THE LAND WAS FARM LAND BELONGING TO THE KICKAPOO INDIAN SCHOOL AND WAS LEASED TO ONE, SCHUETZ, FOR A TERM OF ONE YEAR, ENDING FEBRUARY 28, 1923, THE RENT BEING PAYABLE IN ADVANCE, IN CASH, ON MARCH 1 AND SEPTEMBER 1, 1922. THE TERMS AND CONDITIONS OF THE SALE WERE DULY PUBLISHED FROM JUNE 8 TO AUGUST 1, 1922, AND CLAIMANT'S BID WAS ACCEPTED, SUBJECT TO APPROVAL BY THE SECRETARY OF THE INTERIOR. THE PURCHASE PRICE HAVING BEEN PAID IN FULL, THE BID WAS THEREAFTER APPROVED BY THE SECRETARY ON NOVEMBER 14, 1922, AND PATENT ISSUED TO CLAIMANT ON JANUARY 29, 1923. THE RENT, AS WAS REQUIRED BY THE LEASE, WAS PAID TO THE UNITED STATES BY THE TENANT IN ADVANCE FOR THE PERIOD SEPTEMBER 1, 1922, TO FEBRUARY 28, 1923, AND THE CLAIMANT IS CONTENDING FOR PAYMENT TO HIM OF SUCH RENT FOR THE PERIOD SUBSEQUENT TO THE APPROVAL OF HIS BID BY THE SECRETARY OF THE INTERIOR, NOVEMBER 14, 1922, TO FEBRUARY 28, 1923.
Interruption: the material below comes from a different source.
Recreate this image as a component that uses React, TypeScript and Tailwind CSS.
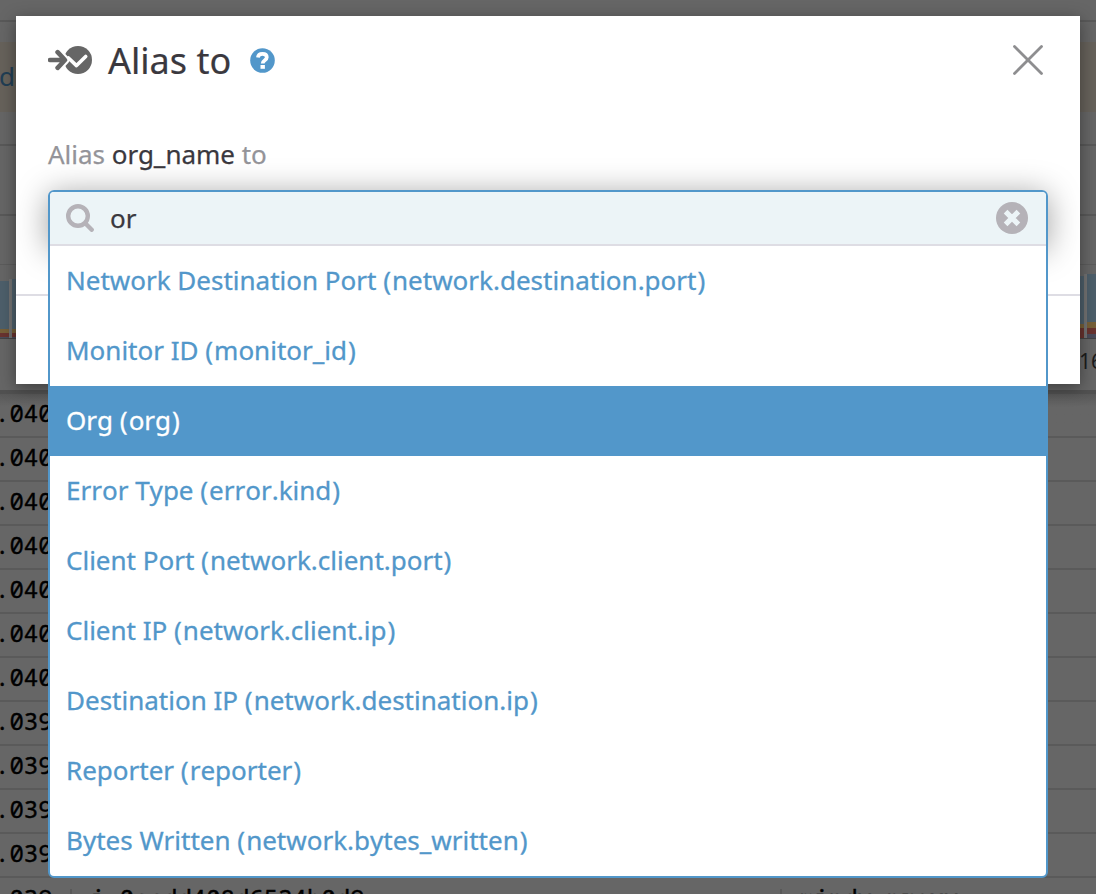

IN VIEW OF THE EXISTING LEASE, OF WHICH THE PURCHASER HAD KNOWLEDGE, SALE OCCURRED IN THE LIGHT OF THE TERMS THEREOF, AND IN THE ABSENCE OF A STIPULATION IN THE PUBLISHED NOTICE OF TERMS AND CONDITIONS OF THE SALE THAT RENT ACCRUING TO THE UNITED STATES THEREUNDER WOULD BE ADJUSTED AS OF THE DATE OF SALE, OR SOME OTHER STATED DATE, IT MUST BE ASSUMED THE BIDS WERE MADE ACCORDINGLY AND THAT A LARGER BID MIGHT AND DOUBTLESS WOULD HAVE BEEN RECEIVED HAD THE TERMS OF SALE CONTAINED A PROVISION FOR DIVISION OF SUCH RENT. THERE WAS NO STIPULATION THAT THE RENT WOULD BE ADJUSTED WITH THE PURCHASER AS OF THE DATE OF SALE, OR OTHERWISE, AND IN THE ABSENCE THEREOF, ASIDE FROM ANY QUESTION OF BEING INDIAN LANDS, THE ACCRUED RENT WAS PROPERLY PAID TO AND RECEIVED BY THE UNITED STATES PURSUANT TO THE TERMS OF THE LEASE, AND MAY NOT BE APPORTIONED TO THE PURCHASER AS CLAIMED. SEE DECISION OF JANUARY 21, 1925, 4 COMP. GEN. 622.

WITH REFERENCE TO CLAIMANT'S CONTENTION THAT THE SUPERINTENDENT OF SCHOOLS CONDUCTING THE SALE HAD STATED AT THE TIME THAT THE RENT WOULD BE ADJUSTED, AN EXAMINATION OF THE LETTERS SUBMITTED BY THE CLAIMANT IN SUPPORT OF THIS CONTENTION DOES NOT SHOW THAT THE SUPERINTENDENT HAD SO STATED AT THE SALE BUT DISCLOSES THAT HE HAD SUBSEQUENTLY EXPRESSED IT AS HIS OPINION THAT CLAIMANT WAS ENTITLED TO THE PRO RATA SHARE OF THE RENTAL ON THE LAND PURCHASED. SUCH OPINION OF THE SUPERINTENDENT CAN HAVE NO BEARING ON THE MATTER.